▶ Information supplied:
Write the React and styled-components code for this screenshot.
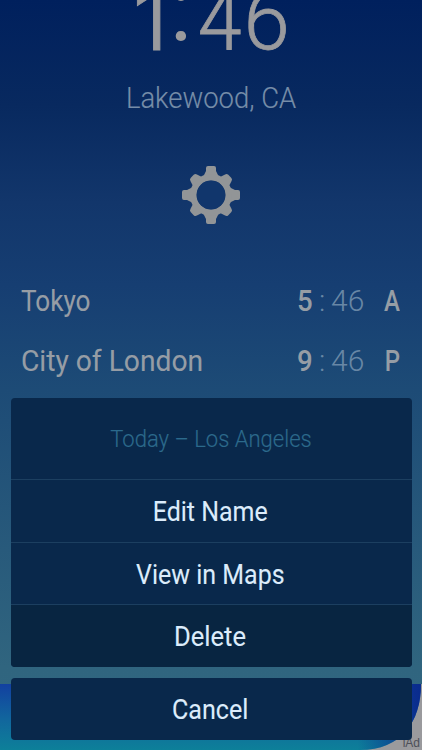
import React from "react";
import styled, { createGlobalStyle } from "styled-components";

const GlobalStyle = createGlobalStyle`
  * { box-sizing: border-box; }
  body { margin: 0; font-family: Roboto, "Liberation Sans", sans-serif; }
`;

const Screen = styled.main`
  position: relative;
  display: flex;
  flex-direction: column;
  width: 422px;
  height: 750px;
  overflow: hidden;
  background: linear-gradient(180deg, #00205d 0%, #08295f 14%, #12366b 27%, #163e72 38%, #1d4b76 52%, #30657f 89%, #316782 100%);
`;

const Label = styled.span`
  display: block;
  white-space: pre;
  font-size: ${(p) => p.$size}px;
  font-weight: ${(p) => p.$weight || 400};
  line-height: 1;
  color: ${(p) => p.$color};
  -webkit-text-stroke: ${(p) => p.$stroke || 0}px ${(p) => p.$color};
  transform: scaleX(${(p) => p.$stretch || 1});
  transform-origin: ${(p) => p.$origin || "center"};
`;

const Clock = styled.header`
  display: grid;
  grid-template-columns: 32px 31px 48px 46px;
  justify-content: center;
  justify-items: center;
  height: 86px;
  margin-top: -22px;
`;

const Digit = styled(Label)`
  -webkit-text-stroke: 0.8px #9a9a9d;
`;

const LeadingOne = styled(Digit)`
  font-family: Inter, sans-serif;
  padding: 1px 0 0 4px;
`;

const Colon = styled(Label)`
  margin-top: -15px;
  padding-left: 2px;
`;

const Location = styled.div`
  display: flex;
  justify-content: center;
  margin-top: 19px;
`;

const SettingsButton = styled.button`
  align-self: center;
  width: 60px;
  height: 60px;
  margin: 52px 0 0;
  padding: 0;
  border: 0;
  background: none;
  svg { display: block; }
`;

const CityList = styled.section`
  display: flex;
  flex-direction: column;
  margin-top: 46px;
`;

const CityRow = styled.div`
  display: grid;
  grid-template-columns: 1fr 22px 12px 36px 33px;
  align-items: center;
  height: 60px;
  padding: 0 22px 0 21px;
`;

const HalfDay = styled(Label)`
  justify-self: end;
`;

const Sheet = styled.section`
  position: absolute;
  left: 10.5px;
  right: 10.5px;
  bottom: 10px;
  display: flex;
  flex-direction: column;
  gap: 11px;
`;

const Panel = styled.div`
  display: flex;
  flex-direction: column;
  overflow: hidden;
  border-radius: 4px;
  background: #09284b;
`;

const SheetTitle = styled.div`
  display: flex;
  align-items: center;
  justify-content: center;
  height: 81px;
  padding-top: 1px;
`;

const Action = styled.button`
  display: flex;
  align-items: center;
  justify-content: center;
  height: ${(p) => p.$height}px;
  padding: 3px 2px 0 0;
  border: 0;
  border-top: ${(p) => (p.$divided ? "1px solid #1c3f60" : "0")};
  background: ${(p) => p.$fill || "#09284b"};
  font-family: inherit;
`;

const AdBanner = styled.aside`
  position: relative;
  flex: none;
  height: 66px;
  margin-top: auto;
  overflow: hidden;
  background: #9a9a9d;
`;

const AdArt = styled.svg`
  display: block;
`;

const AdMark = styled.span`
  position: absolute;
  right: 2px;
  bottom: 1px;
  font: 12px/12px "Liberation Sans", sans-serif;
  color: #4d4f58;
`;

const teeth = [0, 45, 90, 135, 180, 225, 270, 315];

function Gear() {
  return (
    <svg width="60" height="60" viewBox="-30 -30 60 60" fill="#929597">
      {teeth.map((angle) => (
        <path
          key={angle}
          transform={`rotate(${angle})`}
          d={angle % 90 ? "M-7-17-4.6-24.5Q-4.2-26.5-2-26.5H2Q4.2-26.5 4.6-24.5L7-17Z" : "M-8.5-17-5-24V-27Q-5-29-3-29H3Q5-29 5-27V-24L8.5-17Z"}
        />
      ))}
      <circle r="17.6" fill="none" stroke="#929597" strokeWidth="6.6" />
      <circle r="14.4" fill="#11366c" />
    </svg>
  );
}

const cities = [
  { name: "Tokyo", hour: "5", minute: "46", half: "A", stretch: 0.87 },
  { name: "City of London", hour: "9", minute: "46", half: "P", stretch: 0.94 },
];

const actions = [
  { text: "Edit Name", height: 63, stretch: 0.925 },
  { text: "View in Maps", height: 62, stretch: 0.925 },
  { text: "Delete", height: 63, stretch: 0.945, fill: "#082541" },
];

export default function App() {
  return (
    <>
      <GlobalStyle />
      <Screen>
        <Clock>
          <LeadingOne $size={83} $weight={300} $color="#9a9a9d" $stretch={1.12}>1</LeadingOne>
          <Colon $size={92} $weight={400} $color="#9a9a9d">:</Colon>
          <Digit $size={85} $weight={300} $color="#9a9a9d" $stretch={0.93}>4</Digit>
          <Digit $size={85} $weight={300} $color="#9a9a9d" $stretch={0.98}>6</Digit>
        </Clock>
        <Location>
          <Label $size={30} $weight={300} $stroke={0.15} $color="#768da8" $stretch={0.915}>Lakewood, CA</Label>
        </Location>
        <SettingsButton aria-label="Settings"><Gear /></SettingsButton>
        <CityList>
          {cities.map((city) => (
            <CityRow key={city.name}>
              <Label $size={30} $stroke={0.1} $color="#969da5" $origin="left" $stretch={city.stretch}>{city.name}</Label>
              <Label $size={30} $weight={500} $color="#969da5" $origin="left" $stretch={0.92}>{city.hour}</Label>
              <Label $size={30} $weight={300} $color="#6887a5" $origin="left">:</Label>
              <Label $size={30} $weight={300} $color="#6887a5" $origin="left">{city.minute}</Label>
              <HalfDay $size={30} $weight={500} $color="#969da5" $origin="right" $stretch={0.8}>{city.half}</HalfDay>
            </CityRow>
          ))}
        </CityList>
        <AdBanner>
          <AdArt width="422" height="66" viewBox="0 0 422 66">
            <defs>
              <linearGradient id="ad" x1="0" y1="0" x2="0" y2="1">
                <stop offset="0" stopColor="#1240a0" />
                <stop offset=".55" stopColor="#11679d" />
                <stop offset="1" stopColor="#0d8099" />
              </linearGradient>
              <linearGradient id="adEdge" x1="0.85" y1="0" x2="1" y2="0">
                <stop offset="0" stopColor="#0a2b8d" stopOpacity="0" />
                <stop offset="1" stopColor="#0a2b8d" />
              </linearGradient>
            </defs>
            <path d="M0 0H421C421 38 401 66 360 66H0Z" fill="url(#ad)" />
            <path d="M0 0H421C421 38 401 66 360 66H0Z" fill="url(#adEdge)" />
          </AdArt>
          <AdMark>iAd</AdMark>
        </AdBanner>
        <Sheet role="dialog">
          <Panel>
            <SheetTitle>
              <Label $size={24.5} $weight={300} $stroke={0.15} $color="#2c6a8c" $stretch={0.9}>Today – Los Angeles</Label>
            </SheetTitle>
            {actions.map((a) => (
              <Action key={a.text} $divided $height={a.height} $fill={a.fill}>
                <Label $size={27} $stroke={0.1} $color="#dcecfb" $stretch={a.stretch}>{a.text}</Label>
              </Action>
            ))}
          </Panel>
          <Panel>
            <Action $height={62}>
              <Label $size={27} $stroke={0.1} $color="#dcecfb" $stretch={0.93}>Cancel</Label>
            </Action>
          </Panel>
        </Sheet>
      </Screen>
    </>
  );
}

▶ Directions: The listing above must be printed again exactly, minus its pictures.

▶ The answer:
Write the React and styled-components code for this screenshot.
import React from "react";
import styled, { createGlobalStyle } from "styled-components";

const GlobalStyle = createGlobalStyle`
  * { box-sizing: border-box; }
  body { margin: 0; font-family: Roboto, "Liberation Sans", sans-serif; }
`;

const Screen = styled.main`
  position: relative;
  display: flex;
  flex-direction: column;
  width: 422px;
  height: 750px;
  overflow: hidden;
  background: linear-gradient(180deg, #00205d 0%, #08295f 14%, #12366b 27%, #163e72 38%, #1d4b76 52%, #30657f 89%, #316782 100%);
`;

const Label = styled.span`
  display: block;
  white-space: pre;
  font-size: ${(p) => p.$size}px;
  font-weight: ${(p) => p.$weight || 400};
  line-height: 1;
  color: ${(p) => p.$color};
  -webkit-text-stroke: ${(p) => p.$stroke || 0}px ${(p) => p.$color};
  transform: scaleX(${(p) => p.$stretch || 1});
  transform-origin: ${(p) => p.$origin || "center"};
`;

const Clock = styled.header`
  display: grid;
  grid-template-columns: 32px 31px 48px 46px;
  justify-content: center;
  justify-items: center;
  height: 86px;
  margin-top: -22px;
`;

const Digit = styled(Label)`
  -webkit-text-stroke: 0.8px #9a9a9d;
`;

const LeadingOne = styled(Digit)`
  font-family: Inter, sans-serif;
  padding: 1px 0 0 4px;
`;

const Colon = styled(Label)`
  margin-top: -15px;
  padding-left: 2px;
`;

const Location = styled.div`
  display: flex;
  justify-content: center;
  margin-top: 19px;
`;

const SettingsButton = styled.button`
  align-self: center;
  width: 60px;
  height: 60px;
  margin: 52px 0 0;
  padding: 0;
  border: 0;
  background: none;
  svg { display: block; }
`;

const CityList = styled.section`
  display: flex;
  flex-direction: column;
  margin-top: 46px;
`;

const CityRow = styled.div`
  display: grid;
  grid-template-columns: 1fr 22px 12px 36px 33px;
  align-items: center;
  height: 60px;
  padding: 0 22px 0 21px;
`;

const HalfDay = styled(Label)`
  justify-self: end;
`;

const Sheet = styled.section`
  position: absolute;
  left: 10.5px;
  right: 10.5px;
  bottom: 10px;
  display: flex;
  flex-direction: column;
  gap: 11px;
`;

const Panel = styled.div`
  display: flex;
  flex-direction: column;
  overflow: hidden;
  border-radius: 4px;
  background: #09284b;
`;

const SheetTitle = styled.div`
  display: flex;
  align-items: center;
  justify-content: center;
  height: 81px;
  padding-top: 1px;
`;

const Action = styled.button`
  display: flex;
  align-items: center;
  justify-content: center;
  height: ${(p) => p.$height}px;
  padding: 3px 2px 0 0;
  border: 0;
  border-top: ${(p) => (p.$divided ? "1px solid #1c3f60" : "0")};
  background: ${(p) => p.$fill || "#09284b"};
  font-family: inherit;
`;

const AdBanner = styled.aside`
  position: relative;
  flex: none;
  height: 66px;
  margin-top: auto;
  overflow: hidden;
  background: #9a9a9d;
`;

const AdArt = styled.svg`
  display: block;
`;

const AdMark = styled.span`
  position: absolute;
  right: 2px;
  bottom: 1px;
  font: 12px/12px "Liberation Sans", sans-serif;
  color: #4d4f58;
`;

const teeth = [0, 45, 90, 135, 180, 225, 270, 315];

function Gear() {
  return (
    <svg width="60" height="60" viewBox="-30 -30 60 60" fill="#929597">
      {teeth.map((angle) => (
        <path
          key={angle}
          transform={`rotate(${angle})`}
          d={angle % 90 ? "M-7-17-4.6-24.5Q-4.2-26.5-2-26.5H2Q4.2-26.5 4.6-24.5L7-17Z" : "M-8.5-17-5-24V-27Q-5-29-3-29H3Q5-29 5-27V-24L8.5-17Z"}
        />
      ))}
      <circle r="17.6" fill="none" stroke="#929597" strokeWidth="6.6" />
      <circle r="14.4" fill="#11366c" />
    </svg>
  );
}

const cities = [
  { name: "Tokyo", hour: "5", minute: "46", half: "A", stretch: 0.87 },
  { name: "City of London", hour: "9", minute: "46", half: "P", stretch: 0.94 },
];

const actions = [
  { text: "Edit Name", height: 63, stretch: 0.925 },
  { text: "View in Maps", height: 62, stretch: 0.925 },
  { text: "Delete", height: 63, stretch: 0.945, fill: "#082541" },
];

export default function App() {
  return (
    <>
      <GlobalStyle />
      <Screen>
        <Clock>
          <LeadingOne $size={83} $weight={300} $color="#9a9a9d" $stretch={1.12}>1</LeadingOne>
          <Colon $size={92} $weight={400} $color="#9a9a9d">:</Colon>
          <Digit $size={85} $weight={300} $color="#9a9a9d" $stretch={0.93}>4</Digit>
          <Digit $size={85} $weight={300} $color="#9a9a9d" $stretch={0.98}>6</Digit>
        </Clock>
        <Location>
          <Label $size={30} $weight={300} $stroke={0.15} $color="#768da8" $stretch={0.915}>Lakewood, CA</Label>
        </Location>
        <SettingsButton aria-label="Settings"><Gear /></SettingsButton>
        <CityList>
          {cities.map((city) => (
            <CityRow key={city.name}>
              <Label $size={30} $stroke={0.1} $color="#969da5" $origin="left" $stretch={city.stretch}>{city.name}</Label>
              <Label $size={30} $weight={500} $color="#969da5" $origin="left" $stretch={0.92}>{city.hour}</Label>
              <Label $size={30} $weight={300} $color="#6887a5" $origin="left">:</Label>
              <Label $size={30} $weight={300} $color="#6887a5" $origin="left">{city.minute}</Label>
              <HalfDay $size={30} $weight={500} $color="#969da5" $origin="right" $stretch={0.8}>{city.half}</HalfDay>
            </CityRow>
          ))}
        </CityList>
        <AdBanner>
          <AdArt width="422" height="66" viewBox="0 0 422 66">
            <defs>
              <linearGradient id="ad" x1="0" y1="0" x2="0" y2="1">
                <stop offset="0" stopColor="#1240a0" />
                <stop offset=".55" stopColor="#11679d" />
                <stop offset="1" stopColor="#0d8099" />
              </linearGradient>
              <linearGradient id="adEdge" x1="0.85" y1="0" x2="1" y2="0">
                <stop offset="0" stopColor="#0a2b8d" stopOpacity="0" />
                <stop offset="1" stopColor="#0a2b8d" />
              </linearGradient>
            </defs>
            <path d="M0 0H421C421 38 401 66 360 66H0Z" fill="url(#ad)" />
            <path d="M0 0H421C421 38 401 66 360 66H0Z" fill="url(#adEdge)" />
          </AdArt>
          <AdMark>iAd</AdMark>
        </AdBanner>
        <Sheet role="dialog">
          <Panel>
            <SheetTitle>
              <Label $size={24.5} $weight={300} $stroke={0.15} $color="#2c6a8c" $stretch={0.9}>Today – Los Angeles</Label>
            </SheetTitle>
            {actions.map((a) => (
              <Action key={a.text} $divided $height={a.height} $fill={a.fill}>
                <Label $size={27} $stroke={0.1} $color="#dcecfb" $stretch={a.stretch}>{a.text}</Label>
              </Action>
            ))}
          </Panel>
          <Panel>
            <Action $height={62}>
              <Label $size={27} $stroke={0.1} $color="#dcecfb" $stretch={0.93}>Cancel</Label>
            </Action>
          </Panel>
        </Sheet>
      </Screen>
    </>
  );
}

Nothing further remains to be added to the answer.